Kinetic-based layer response to RMPs

Plasma toroidal rotation can prevent reconnection of resonant magnetic perturbation (RMP) fields near rational surfaces. A low collisionality kinetic toroidal model of RMP-flutter-induced electron density and thermal transport in toroidally flowing plasmas has been developed [1]. Since this electron transport is non-ambipolar, it produces a co-current toroidal torque on the plasma. This low collisionality torque differs from fluid-based cylindrical results [2] in three key ways: the effective electron collision frequency is increased because only untrapped electrons carry parallel currents, this effect increases the singular layer width, and electron temperature gradient effects are included. A $T_e$ gradient torque is caused by the parallel electron thermal force which is usually neglected in Ohm's law.

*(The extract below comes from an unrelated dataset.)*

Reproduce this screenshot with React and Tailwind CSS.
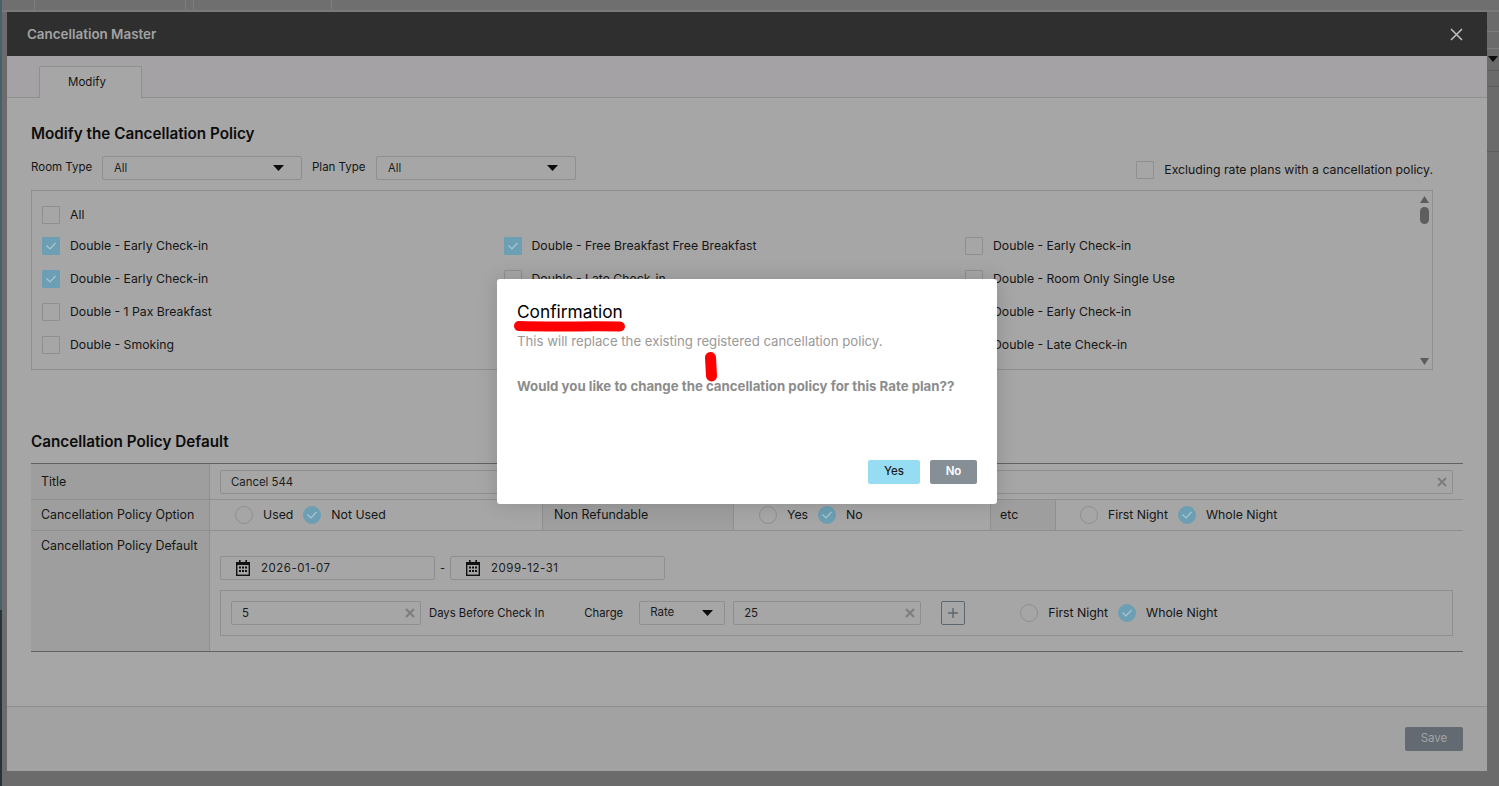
const font = { fontFamily: "Inter, sans-serif" };

function Check({ on, round }) {
  const shape = round ? "rounded-full" : "rounded-[1px]";
  return (
    <span
      className={`w-[18px] h-[18px] shrink-0 flex items-center justify-center border ${shape} ${
        on ? "bg-[#6c9fb3] border-[#6c9fb3]" : "border-[#8f8f8f]"
      }`}
    >
      {on && (
        <svg width="12" height="10" viewBox="0 0 12 10" fill="none">
          <path d="M1.5 4.5 L5 8 L10.5 2" stroke="#a9c7d2" strokeWidth="1.2" />
        </svg>
      )}
    </span>
  );
}

function ListItem({ on, label, className = "" }) {
  return (
    <div className={`flex items-center gap-[10px] w-[461.5px] text-[12.25px] leading-[18px] text-[#151515] ${className}`}>
      <Check on={on} />
      <span>{label}</span>
    </div>
  );
}

function Radios({ a, b, className = "" }) {
  return (
    <div className={`flex items-center text-[12.3px] text-[#151515] ${className}`}>
      <Check round />
      <span className="ml-[10px] mr-[10px]">{a}</span>
      <Check round on />
      <span className="ml-[10px]">{b}</span>
    </div>
  );
}

function Caret() {
  return (
    <svg width="11" height="6" viewBox="0 0 11 6">
      <path d="M0 0 H11 L5.5 6 Z" fill="#0c0c0c" />
    </svg>
  );
}

function Select({ value, className = "" }) {
  return (
    <div className={`h-6 border border-[#8f8f8f] rounded-[2px] flex items-center justify-between pl-[11px] pr-[17px] text-[11.2px] text-[#1c1c1c] ${className}`}>
      <span>{value}</span>
      <Caret />
    </div>
  );
}

function Clear() {
  return (
    <svg width="10" height="10" viewBox="0 0 10 10">
      <path d="M1 1 L9 9 M9 1 L1 9" stroke="#7d7d7d" strokeWidth="2" />
    </svg>
  );
}

function Input({ value, className = "" }) {
  return (
    <div className={`h-6 border border-[#8f8f8f] rounded-[2px] flex items-center justify-between pl-[10px] pr-[5px] text-[11.4px] text-[#1c1c1c] ${className}`}>
      <span className="pt-px">{value}</span>
      <Clear />
    </div>
  );
}

function Calendar() {
  return (
    <svg width="14" height="16" viewBox="0 0 14 16">
      <path d="M3 0 h1.6 v2 h4.8 v-2 h1.6 v2 h3 v14 h-14 v-14 h3 z" fill="#111" />
      <rect x="1.4" y="5" width="11.2" height="9.6" fill="#a6a6a6" />
      <path d="M3 6.6h2v2h-2z M6 6.6h2v2h-2z M9 6.6h2v2h-2z M3 10h2v2h-2z M6 10h2v2h-2z M9 10h2v2h-2z" fill="#111" />
    </svg>
  );
}

function DateInput({ value }) {
  return (
    <div className="w-[215px] h-6 border border-[#8f8f8f] rounded-[2px] flex items-center pl-[15px] gap-[11px] text-[11.5px] tracking-[0.5px] text-[#1c1c1c]">
      <Calendar />
      <span className="pt-px">{value}</span>
    </div>
  );
}

export default function App() {
  return (
    <div style={font} className="relative h-[786px] w-[1499px] overflow-hidden bg-[#6b6b6b]">
      {/* page behind the modal */}
      <div className="h-3 flex bg-[#6f6f6f] border-b-2 border-[#7a7a7a]">
        <div className="w-[34px] shrink-0" />
        <div className="w-[152px] border-x border-[#7d7d7d]" />
        <div className="w-[7px]" />
        <div className="w-[139px] border-x border-[#7d7d7d]" />
      </div>
      <div className="absolute left-0 top-0 h-[610px] w-[2px] bg-[#47616b]" />
      <div className="absolute left-0 top-[610px] bottom-0 w-[2px] bg-[#26343a]" />
      <div className="absolute right-0 top-[31px] w-3 h-px bg-[#7d7d7d]" />
      <div className="absolute right-0 top-[48px] w-3 h-px bg-[#7d7d7d]" />
      <div className="absolute right-0 top-[70px] w-3 h-px bg-[#5e5e5e]" />
      <div className="absolute right-0 top-[86px] w-3 h-px bg-[#5e5e5e]" />
      <div className="absolute right-0 top-[151px] w-3 h-px bg-[#5e5e5e]" />
      <div className="absolute right-[1px] top-[56px]">
        <svg width="10" height="6" viewBox="0 0 10 6"><path d="M0 0 H10 L5 6 Z" fill="#0c0c0c" /></svg>
      </div>

      {/* Cancellation Master modal */}
      <div className="ml-[7px] w-[1480px] h-[759px] bg-[#a6a6a6] rounded-b-[2px] flex flex-col">
        <div className="h-11 shrink-0 bg-[#2f2f2f] flex items-center justify-between pl-5 pr-[24px]">
          <span className="pt-px text-[13.4px] font-semibold text-[#a3a3a3]">Cancellation Master</span>
          <svg width="13" height="13" viewBox="0 0 13 13">
            <path d="M1 1 L12 12 M12 1 L1 12" stroke="#bdbdbd" strokeWidth="1.6" />
          </svg>
        </div>

        <div className="h-[42px] shrink-0 bg-[#a4a2a4] border-b border-[#8f8f8f] pl-8 pt-[10px]">
          <div className="w-[103px] h-[32px] pr-[7px] bg-[#a6a6a6] border border-b-0 border-[#8f8f8f] rounded-t-[2px] flex items-center justify-center text-[11.5px] text-[#151515]">
            Modify
          </div>
        </div>

        <div className="flex-1 pl-6 pr-6 pt-[26px]">
          <h2 className="text-[15.25px] leading-[20px] font-semibold text-[#0c0c0c]">Modify the Cancellation Policy</h2>

          <div className="mt-[12px] h-6 flex items-center text-[11.5px] text-[#151515]">
            <span className="w-[71px]">Room Type</span>
            <Select value="All" className="w-[200px]" />
            <span className="ml-[10px] w-[64px]">Plan Type</span>
            <Select value="All" className="w-[200px]" />
            <div className="ml-auto mr-[30px] mt-1 flex items-center gap-[10px] text-[12.25px]">
              <Check />
              <span>Excluding rate plans with a cancellation policy.</span>
            </div>
          </div>

          <div className="relative mt-[10px] w-[1402px] h-[180px] border border-[#8f8f8f] pl-[10px] pt-[15px]">
            <ListItem label="All" />
            <div className="mt-[13px] flex">
              <ListItem on label="Double - Early Check-in" />
              <ListItem on label="Double - Free Breakfast Free Breakfast" />
              <ListItem label="Double - Early Check-in" />
            </div>
            <div className="mt-[15px] flex">
              <ListItem on label="Double - Early Check-in" />
              <ListItem label="Double - Late Check-in" />
              <ListItem label="Double - Room Only Single Use" />
            </div>
            <div className="mt-[15px] flex">
              <ListItem label="Double - 1 Pax Breakfast" />
              <ListItem label="" />
              <ListItem label="Double - Early Check-in" />
            </div>
            <div className="mt-[15px] flex">
              <ListItem label="Double - Smoking" />
              <ListItem label="" />
              <ListItem label="Double - Late Check-in" />
            </div>

            {/* scrollbar */}
            <div className="absolute right-[3px] top-[5px] bottom-[4px] w-[9px] flex flex-col items-center justify-between">
              <div className="flex flex-col items-center gap-[4px]">
                <svg width="9" height="7" viewBox="0 0 9 7"><path d="M0 7 H9 L4.5 0 Z" fill="#5c5c5c" /></svg>
                <div className="w-[9px] h-[17px] rounded-full bg-[#5e5e5e]" />
              </div>
              <svg width="9" height="7" viewBox="0 0 9 7"><path d="M0 0 H9 L4.5 7 Z" fill="#5c5c5c" /></svg>
            </div>
          </div>

          <h2 className="mt-[62px] text-[15.25px] leading-[20px] font-semibold text-[#0c0c0c]">Cancellation Policy Default</h2>

          <div className="mt-[11px] border-y border-[#626262] text-[12.4px] text-[#151515]">
            <div className="h-[36px] flex border-b border-[#8f8f8f]">
              <div className="w-[179px] shrink-0 bg-[#9e9e9e] border-r border-[#8f8f8f] pl-[10px] pt-[2px] flex items-center">Title</div>
              <div className="flex-1 pl-[10px] pr-[10px] pt-[1px] flex items-center">
                <Input value="Cancel 544" className="w-full" />
              </div>
            </div>
            <div className="h-[31px] flex border-b border-[#8f8f8f]">
              <div className="w-[179px] shrink-0 bg-[#9e9e9e] border-r border-[#8f8f8f] pl-[10px] flex items-center">Cancellation Policy Option</div>
              <Radios a="Used" b="Not Used" className="w-[332px] pl-[25px]" />
              <div className="w-[192px] bg-[#9e9e9e] border-x border-[#8f8f8f] pl-[11px] flex items-center">Non Refundable</div>
              <Radios a="Yes" b="No" className="w-[256px] pl-[25px]" />
              <div className="w-[66px] bg-[#9e9e9e] border-x border-[#8f8f8f] pl-[9px] flex items-center">etc</div>
              <Radios a="First Night" b="Whole Night" className="pl-[24px]" />
            </div>
            <div className="h-[120px] flex">
              <div className="w-[179px] shrink-0 bg-[#9e9e9e] border-r border-[#8f8f8f] pl-[10px] pt-[6px]">Cancellation Policy Default</div>
              <div className="flex-1 pl-[10px] pr-[10px] pt-[25px]">
                <div className="flex items-center">
                  <DateInput value="2026-01-07" />
                  <span className="w-[15px] text-center text-[11px]">-</span>
                  <DateInput value="2099-12-31" />
                </div>
                <div className="mt-[10px] h-[46px] border border-[#8f8f8f] flex items-center pl-[10px]">
                  <Input value="5" className="w-[190px]" />
                  <span className="ml-2 text-[11.3px]">Days Before Check In</span>
                  <span className="ml-[40px] text-[11.3px]">Charge</span>
                  <Select value="Rate" className="ml-[16px] w-[86px] !pl-[10px] !pr-[11px] !text-[11.5px]" />
                  <Input value="25" className="ml-2 w-[188px]" />
                  <div className="ml-[20px] w-6 h-6 border border-[#5c6670] rounded-[2px] flex items-center justify-center">
                    <svg width="10" height="10" viewBox="0 0 10 10"><path d="M5 0 V10 M0 5 H10" stroke="#5c6670" strokeWidth="1.4" /></svg>
                  </div>
                  <Radios a="First Night" b="Whole Night" className="ml-[55px]" />
                </div>
              </div>
            </div>
          </div>
        </div>

        <div className="h-[65px] shrink-0 bg-[#a2a2a2] border-t border-[#8f8f8f] flex items-center justify-end pr-6">
          <button className="w-[58px] h-6 rounded-[2px] bg-[#646a71] text-[11.5px] text-[#a3a3a3]">Save</button>
        </div>
      </div>

      {/* Confirmation dialog */}
      <div className="absolute left-[497px] top-[279px] w-[500px] h-[225px] bg-white rounded-[3px] pl-5 pr-5 pt-[21px] flex flex-col shadow-[0_0_20px_rgba(0,0,0,0.15)]">
        <div className="text-[17.3px] leading-[24px] text-black">Confirmation</div>
        <div className="mt-[8px] text-[13.2px] leading-[18px] text-[#999999]">This will replace the existing registered cancellation policy.</div>
        <div className="mt-[27px] text-[13.26px] leading-[18px] font-bold text-[#8c8c8c]">Would you like to change the cancellation policy for this Rate plan??</div>
        <div className="mt-auto mb-5 flex justify-end gap-[10px]">
          <button className="w-[52px] h-6 rounded-[2px] bg-[#96dcf2] text-[11.5px] font-medium text-[#1c1c1c]">Yes</button>
          <button className="w-[47px] h-6 rounded-[2px] bg-[#868e96] text-[11.5px] font-semibold text-white">No</button>
        </div>
      </div>

      {/* red annotation marks */}
      <svg className="absolute left-0 top-0 pointer-events-none" width="1499" height="786">
        <path d="M519 326 C 550 327, 590 326, 620 326.5" stroke="#ff0000" strokeWidth="10" strokeLinecap="round" fill="none" />
        <path d="M710.5 357.5 L711.5 376" stroke="#ff0000" strokeWidth="11" strokeLinecap="round" fill="none" />
      </svg>
    </div>
  );
}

It changes the perpendicular electron flow where the torque at the rational surface vanishes to where $(e/T_e)(d\Phi/dr)=d\ln p_e/dr+c_T d\ln T_e/dr$ in which $c_T$ is 0.71 for Z=1. The $c_T\neq 0$ effect moves the radial location for RMP field penetration and hence reconnection to smaller radii relative to theories [2] that neglect the thermal force.\\[4pt] [1] J.D. Callen, A.J. Cole and C.C. Hegna, UW-CPTC 11-15R (2012).\\[0pt] [2] F.L. Waelbroeck et al., Nucl. Fusion 52, 074004 (2012).